Two journalists died in Bahrain, 2 in Thailand. One was killed in each of the following countries: Algeria, Azerbaijan, Bolivia, China, Colombia, Ivory Coast, Gaza (OPT), Guatemala, Haiti, Nepal, New Zealand, Nigeria, Uganda, Panama, Democratic Republic of the Congo (DRC), Dominican Republic, El Salvador, Sierra Leone, Syria, Tunisia, Ukraine, Venezuela, and Vietnam.

Latin America the most dangerous region

By region, Latin America leads with 35 killed in one year. The situation is worrying. In

addition to the killing of journalists, threats and attacks against media and their representatives have increased. Press freedom is threatened in many Latin American

countries by government tactics to obtain control of information and to discredit, intimidate and prosecute journalists, all of which leads to self-censorship.

Asia (excluding the Middle East) is the second most dangerous region with 30 killed, then the Middle East and North Africa with 28 killed.

 In Africa (excluding North Africa) 9 journalists were killed, and in Europe 4 (3 in Russia and 1 in Ukraine).

One year after the beginning of the Arab Spring in Tunisia, PEC president Hedayat Abdelnabi noted that improvements are very slow in the field, and that remnants of the past still prevail in curbing freedom of expression.

When young people express themselves through social media and internet and flood into the streets in peaceful demonstrations, they are faced with the brutal use of force.
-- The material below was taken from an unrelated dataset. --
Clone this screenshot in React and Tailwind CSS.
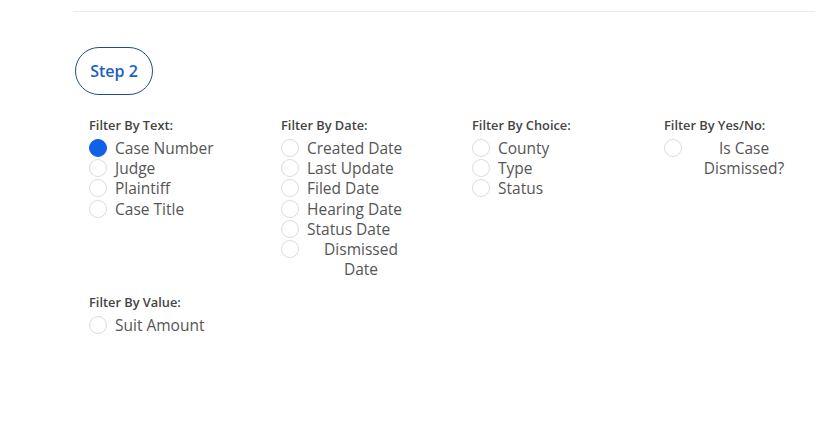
import { useState } from 'react'

const groups = [
  { title: 'Filter By Text:', items: ['Case Number', 'Judge', 'Plaintiff', 'Case Title'] },
  { title: 'Filter By Date:', items: ['Created Date', 'Last Update', 'Filed Date', 'Hearing Date', 'Status Date', 'Dismissed Date'] },
  { title: 'Filter By Choice:', items: ['County', 'Type', 'Status'] },
  { title: 'Filter By Yes/No:', items: ['Is Case Dismissed?'] },
]

function Radio({ label, checked, onSelect }) {
  return (
    <label className="flex items-start gap-2 cursor-pointer" onClick={onSelect}>
      <span
        className={`mt-[1px] w-[18px] h-[18px] shrink-0 rounded-full border ${
          checked ? 'bg-[#0f62e6] border-[#0f62e6]' : 'bg-white border-[#dcdcdc]'
        }`}
      />
      <span className="max-w-[108px] text-center text-[15.5px] leading-[20.2px] text-[#555]">{label}</span>
    </label>
  )
}

function Group({ title, items, selected, setSelected }) {
  return (
    <div className="flex flex-col">
      <div className="text-[12.8px] font-semibold text-[#444] leading-[16px] mb-[5px]">{title}</div>
      <div className="flex flex-col">
        {items.map(item => (
          <Radio key={item} label={item} checked={selected === item} onSelect={() => setSelected(item)} />
        ))}
      </div>
    </div>
  )
}

export default function App() {
  const [selected, setSelected] = useState('Case Number')

  return (
    <div className="w-[839px] h-[443px] bg-white" style={{ fontFamily: '"Open Sans", sans-serif' }}>
      <div className="ml-[73px] mr-[24px] pt-[11px]">
        <div className="border-t border-[#e8e8e8]" />
        <div className="mt-[35px] ml-[2px]">
          <div className="inline-flex items-center justify-center w-[78px] h-[48px] rounded-full border border-[#1e4d8f] text-[#1a5fc4] text-[16px] font-semibold">
            Step 2
          </div>
        </div>
        <div className="ml-[16px] mt-[22px] grid grid-cols-[192px_191px_192px_150px]">
          {groups.map(g => (
            <Group key={g.title} {...g} selected={selected} setSelected={setSelected} />
          ))}
        </div>
        <div className="ml-[16px] mt-[15px]">
          <Group title="Filter By Value:" items={['Suit Amount']} selected={selected} setSelected={setSelected} />
        </div>
      </div>
    </div>
  )
}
One year later, the security apparatus is still using the tactics of the past, remarked Abdelnabi, and hunting down journalists.

As 2011 ends and 2012 starts, said Abdelnabi, impunity must disappear and the rule of law must take precedence over all current conflicting interests.

Women journalists in particular paid the highest price when attacked sexually both in Libya and Egypt.

Owing to the gravity and intensity of the situation, the Geneva-based NGO with UN

consultative status issued 46 press statements and intervened 11 times during the Human Rights Council’s discussions this year.

Intentionally targeted

Two-thirds of the journalists killed were intentionally targeted, especially in Latin America. Others were accidentally killed during demonstrations, in fights, in suicide bombings or in mine explosions.

There are half a dozen cases worldwide where the causes leading to the death of journalists are still unclear, stressed PEC Secretary General Blaise Lempen.

Lempen added that 68 of the fallen journalists were killed in countries experiencing armed conflict, popular uprisings, repression, terrorism and crime. Others were killed in countries where peace prevailed.

Some progress

In view of this serious situation, the PEC warmly applauds the governments and international organizations for their growing awareness that the journalism profession faces growing dangers in totally novel situations.

A number of countries have launched initiatives for the protection of journalists, and a number of conferences have been organized to this effect, notably that of UNESCO in Paris in September, one in Vienna organized by the Austria government in November, and a forthcoming conference organized by Qatar and scheduled for January 2012 in


In the Amman - Dead Sea Forum organized by the Center for Defending Freedom of Journalists (CDFJ), a resounding call echoed throughout the forum for an Arab convention for the protection of journalists, which would draw on the current document circulated as the PEC’s December 2007 draft convention.